Alteration of the well-known logo of both the American Iron and Steel Institute and the Pittsburgh Steelers stopped me in my tracks. The Steelmark, as it’s formally known, has temporarily had its upper, yellow or gold astroid replaced by the Star of David. The altered logo is strangely powerful. My thanks to the creative person who thought of this. It arrives in the aftermath of an episode all Jews everywhere are still “processing,” to use vernacular for the inability to assimilate shock, rage, horror, sorrow, and disbelief all at once.
The mark has been around since 1960. My family had moved to Pittsburgh in 1958, when I was three years old. In those days, the steel industry belched fire and smoke into the air from fearsome-looking factories along the Monongahela River. I never tired of the sight, especially at night.
The interior of Temple Rodef Shalom is the other visual memory I have from my very young years. In fact, I also have a letter to my parents from the then-young rabbi, Walter Jacob. He states, “It was a pleasure to have Tommy read a prayer to the assembly yesterday at our services. The prayer was quite mature and very well written.” Alas, I no longer have the brilliant work I read and delivered back in March, 1965, at age 10. But the Rodef Shalom web site lists Rabbi Jacob as still alive and in the role of Rabbi Emeritus.
Judaism was important to our family. My dad avocationally taught Sunday school at Rodef Shalom. We were there a lot. During our first year in Pittsburgh, while awaiting construction of our house in the suburb of Churchill Borough, we lived in Squirrel Hill. We rented a floor in a duplex house at the corner of Bartlett and Murdoch Streets, only a few minutes’ drive up to Fifth Avenue. We probably drove right by the Tree of Life synagogue. The upstairs tenants were strict Orthodox Jews. Sometimes one of us would turn off a light for them on Shabbat, or tear a roll of toilet paper into pieces. I can no longer picture them, but do remember the two families, living close together for just a moment in time, got along. They had a son my age I’d play with on the sidewalk.
As I wrote decades later as a synagogue president, the interior of the Rodef Shalom sanctuary, to a young child, certainly appeared to be the sort of place in which God would dwell. The vaulted ceiling beneath the romanesque squared dome, the stained glass, the peal of the pipe organ…well, you just looked up in wonder. The last time I saw the place was in 2000, while running the Pittsburgh Marathon. The route included a stretch of Fifth Avenue, so I slowed down for a moment to get a good look at the exterior.
To know that very space hosted funeral services for those murdered down the street is a sort of comfort.
In the rawness following the tragedy of Tree of Life, I’m not buying a Steelmark logo T-shirt, but I am considering myself — however distantly — part of the Squirrel Hill diaspora. It was in Squirrel Hill that the seed of my lifelong devotion to Judaism was planted. In reality, every Jew everywhere should consider him- or herself part of the Squirrel Hill diaspora.

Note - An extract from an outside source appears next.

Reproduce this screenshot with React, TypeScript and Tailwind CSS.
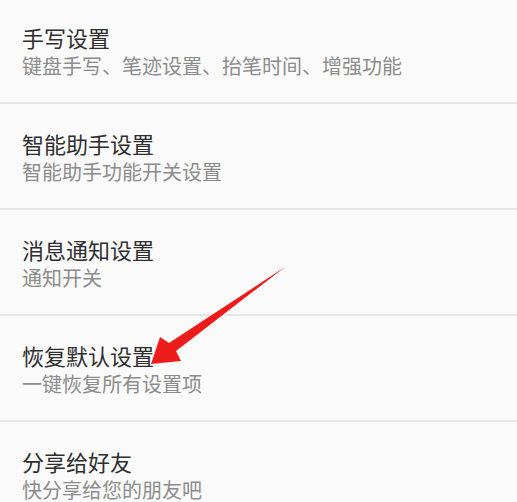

Other memorable places of my childhood, like Snyder’s Smoke Shop in Woodbury, New Jersey with its vast array of penny candy, have disappeared. Synagogues and congregations also wink out from time to time, but the Pittsburgh Jewish community and its institutions have proven durable.
Earlier this week my synagogue of the past 27 years (Beth Ami of Rockville, Maryland) held a service in honor of the Pittsburgh martyrs. It was part religious observance, part rally. Many local Christian, Muslim and Sikh people attended and joined in. Thus good-hearted people of all faiths, at least this week, are diaspora. To Montgomery, Alabama; Oak Creek, Wisconsin; Charleston, South Carolina; and Sutherland Springs, Texas we may now add Squirrel Hill.